## Information shown
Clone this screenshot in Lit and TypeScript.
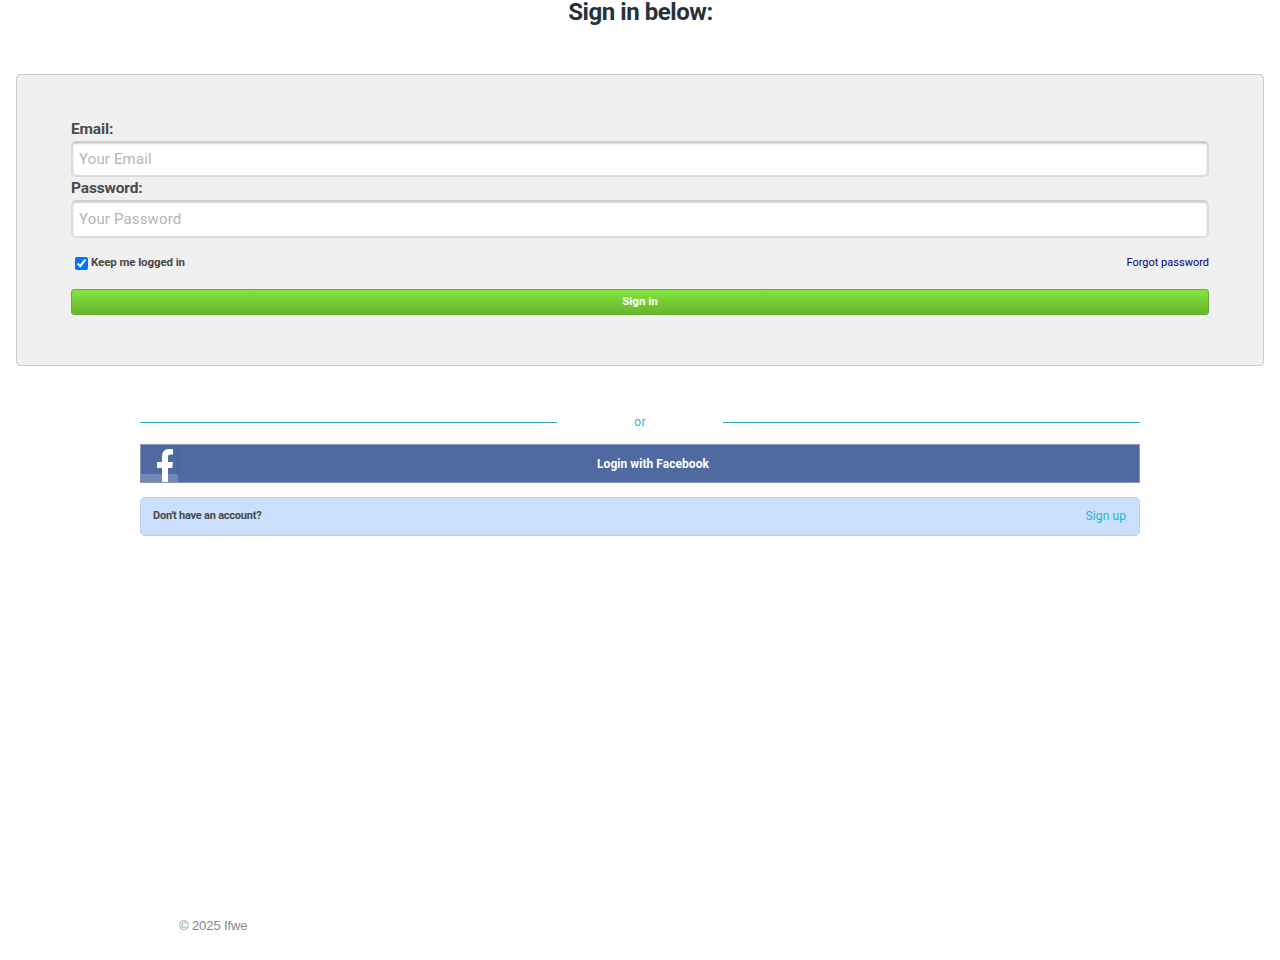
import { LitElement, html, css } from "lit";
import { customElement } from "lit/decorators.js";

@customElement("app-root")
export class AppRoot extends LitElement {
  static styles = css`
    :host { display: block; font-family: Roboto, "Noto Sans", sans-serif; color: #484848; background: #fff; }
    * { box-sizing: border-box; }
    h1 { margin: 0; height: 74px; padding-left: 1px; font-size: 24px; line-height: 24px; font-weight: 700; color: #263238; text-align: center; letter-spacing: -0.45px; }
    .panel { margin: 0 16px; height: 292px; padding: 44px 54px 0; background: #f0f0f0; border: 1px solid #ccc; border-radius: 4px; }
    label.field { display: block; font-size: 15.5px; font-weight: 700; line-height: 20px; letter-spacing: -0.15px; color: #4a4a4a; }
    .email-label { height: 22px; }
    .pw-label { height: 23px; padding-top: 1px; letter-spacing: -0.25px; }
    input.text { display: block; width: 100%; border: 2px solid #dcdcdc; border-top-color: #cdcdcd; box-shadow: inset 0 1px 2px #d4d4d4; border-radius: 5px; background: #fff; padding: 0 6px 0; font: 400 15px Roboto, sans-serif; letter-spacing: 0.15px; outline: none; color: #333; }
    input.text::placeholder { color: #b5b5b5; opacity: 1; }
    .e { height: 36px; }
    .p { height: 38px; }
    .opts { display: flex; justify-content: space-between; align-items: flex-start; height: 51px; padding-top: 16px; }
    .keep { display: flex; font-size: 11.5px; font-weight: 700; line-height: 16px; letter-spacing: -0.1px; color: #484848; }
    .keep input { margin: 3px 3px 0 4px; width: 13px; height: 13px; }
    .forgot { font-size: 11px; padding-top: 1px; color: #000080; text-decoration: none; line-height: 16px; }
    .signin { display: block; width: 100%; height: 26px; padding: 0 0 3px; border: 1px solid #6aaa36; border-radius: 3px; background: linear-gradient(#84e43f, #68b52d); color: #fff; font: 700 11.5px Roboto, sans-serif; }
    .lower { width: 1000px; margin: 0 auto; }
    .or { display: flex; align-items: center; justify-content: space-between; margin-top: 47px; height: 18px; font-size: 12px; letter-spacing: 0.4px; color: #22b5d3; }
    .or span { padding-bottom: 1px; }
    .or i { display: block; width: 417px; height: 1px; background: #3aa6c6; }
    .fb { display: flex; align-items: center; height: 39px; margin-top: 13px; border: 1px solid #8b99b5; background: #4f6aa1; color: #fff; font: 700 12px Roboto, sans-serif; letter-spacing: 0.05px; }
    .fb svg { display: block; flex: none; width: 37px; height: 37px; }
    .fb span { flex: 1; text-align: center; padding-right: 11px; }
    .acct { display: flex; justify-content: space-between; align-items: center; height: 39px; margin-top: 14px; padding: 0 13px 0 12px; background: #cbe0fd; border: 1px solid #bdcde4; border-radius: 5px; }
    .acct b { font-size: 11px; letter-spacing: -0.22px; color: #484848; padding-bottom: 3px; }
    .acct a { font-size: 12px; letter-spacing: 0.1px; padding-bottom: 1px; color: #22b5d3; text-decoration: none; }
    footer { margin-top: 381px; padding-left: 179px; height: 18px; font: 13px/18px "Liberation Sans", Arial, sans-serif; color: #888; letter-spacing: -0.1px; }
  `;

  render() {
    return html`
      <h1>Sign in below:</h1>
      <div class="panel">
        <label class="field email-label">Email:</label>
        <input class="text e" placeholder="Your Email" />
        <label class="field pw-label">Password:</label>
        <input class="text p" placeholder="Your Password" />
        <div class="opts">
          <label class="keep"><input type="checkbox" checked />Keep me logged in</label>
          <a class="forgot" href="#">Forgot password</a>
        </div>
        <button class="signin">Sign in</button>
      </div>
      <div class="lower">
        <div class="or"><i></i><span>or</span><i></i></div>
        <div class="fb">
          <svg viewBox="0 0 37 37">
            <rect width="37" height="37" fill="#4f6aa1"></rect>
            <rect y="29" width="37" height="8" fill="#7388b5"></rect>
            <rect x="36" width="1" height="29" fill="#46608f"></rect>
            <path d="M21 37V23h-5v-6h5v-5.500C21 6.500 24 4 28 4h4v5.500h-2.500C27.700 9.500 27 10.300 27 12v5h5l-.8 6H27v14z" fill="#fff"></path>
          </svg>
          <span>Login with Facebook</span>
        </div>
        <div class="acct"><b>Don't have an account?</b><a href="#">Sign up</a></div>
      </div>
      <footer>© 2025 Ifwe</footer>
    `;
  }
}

## What needs to be done
From start to finish, output the listing exactly, but omit its pictures.

## Full response
Clone this screenshot in Lit and TypeScript.
import { LitElement, html, css } from "lit";
import { customElement } from "lit/decorators.js";

@customElement("app-root")
export class AppRoot extends LitElement {
  static styles = css`
    :host { display: block; font-family: Roboto, "Noto Sans", sans-serif; color: #484848; background: #fff; }
    * { box-sizing: border-box; }
    h1 { margin: 0; height: 74px; padding-left: 1px; font-size: 24px; line-height: 24px; font-weight: 700; color: #263238; text-align: center; letter-spacing: -0.45px; }
    .panel { margin: 0 16px; height: 292px; padding: 44px 54px 0; background: #f0f0f0; border: 1px solid #ccc; border-radius: 4px; }
    label.field { display: block; font-size: 15.5px; font-weight: 700; line-height: 20px; letter-spacing: -0.15px; color: #4a4a4a; }
    .email-label { height: 22px; }
    .pw-label { height: 23px; padding-top: 1px; letter-spacing: -0.25px; }
    input.text { display: block; width: 100%; border: 2px solid #dcdcdc; border-top-color: #cdcdcd; box-shadow: inset 0 1px 2px #d4d4d4; border-radius: 5px; background: #fff; padding: 0 6px 0; font: 400 15px Roboto, sans-serif; letter-spacing: 0.15px; outline: none; color: #333; }
    input.text::placeholder { color: #b5b5b5; opacity: 1; }
    .e { height: 36px; }
    .p { height: 38px; }
    .opts { display: flex; justify-content: space-between; align-items: flex-start; height: 51px; padding-top: 16px; }
    .keep { display: flex; font-size: 11.5px; font-weight: 700; line-height: 16px; letter-spacing: -0.1px; color: #484848; }
    .keep input { margin: 3px 3px 0 4px; width: 13px; height: 13px; }
    .forgot { font-size: 11px; padding-top: 1px; color: #000080; text-decoration: none; line-height: 16px; }
    .signin { display: block; width: 100%; height: 26px; padding: 0 0 3px; border: 1px solid #6aaa36; border-radius: 3px; background: linear-gradient(#84e43f, #68b52d); color: #fff; font: 700 11.5px Roboto, sans-serif; }
    .lower { width: 1000px; margin: 0 auto; }
    .or { display: flex; align-items: center; justify-content: space-between; margin-top: 47px; height: 18px; font-size: 12px; letter-spacing: 0.4px; color: #22b5d3; }
    .or span { padding-bottom: 1px; }
    .or i { display: block; width: 417px; height: 1px; background: #3aa6c6; }
    .fb { display: flex; align-items: center; height: 39px; margin-top: 13px; border: 1px solid #8b99b5; background: #4f6aa1; color: #fff; font: 700 12px Roboto, sans-serif; letter-spacing: 0.05px; }
    .fb svg { display: block; flex: none; width: 37px; height: 37px; }
    .fb span { flex: 1; text-align: center; padding-right: 11px; }
    .acct { display: flex; justify-content: space-between; align-items: center; height: 39px; margin-top: 14px; padding: 0 13px 0 12px; background: #cbe0fd; border: 1px solid #bdcde4; border-radius: 5px; }
    .acct b { font-size: 11px; letter-spacing: -0.22px; color: #484848; padding-bottom: 3px; }
    .acct a { font-size: 12px; letter-spacing: 0.1px; padding-bottom: 1px; color: #22b5d3; text-decoration: none; }
    footer { margin-top: 381px; padding-left: 179px; height: 18px; font: 13px/18px "Liberation Sans", Arial, sans-serif; color: #888; letter-spacing: -0.1px; }
  `;

  render() {
    return html`
      <h1>Sign in below:</h1>
      <div class="panel">
        <label class="field email-label">Email:</label>
        <input class="text e" placeholder="Your Email" />
        <label class="field pw-label">Password:</label>
        <input class="text p" placeholder="Your Password" />
        <div class="opts">
          <label class="keep"><input type="checkbox" checked />Keep me logged in</label>
          <a class="forgot" href="#">Forgot password</a>
        </div>
        <button class="signin">Sign in</button>
      </div>
      <div class="lower">
        <div class="or"><i></i><span>or</span><i></i></div>
        <div class="fb">
          <svg viewBox="0 0 37 37">
            <rect width="37" height="37" fill="#4f6aa1"></rect>
            <rect y="29" width="37" height="8" fill="#7388b5"></rect>
            <rect x="36" width="1" height="29" fill="#46608f"></rect>
            <path d="M21 37V23h-5v-6h5v-5.500C21 6.500 24 4 28 4h4v5.500h-2.500C27.700 9.500 27 10.300 27 12v5h5l-.8 6H27v14z" fill="#fff"></path>
          </svg>
          <span>Login with Facebook</span>
        </div>
        <div class="acct"><b>Don't have an account?</b><a href="#">Sign up</a></div>
      </div>
      <footer>© 2025 Ifwe</footer>
    `;
  }
}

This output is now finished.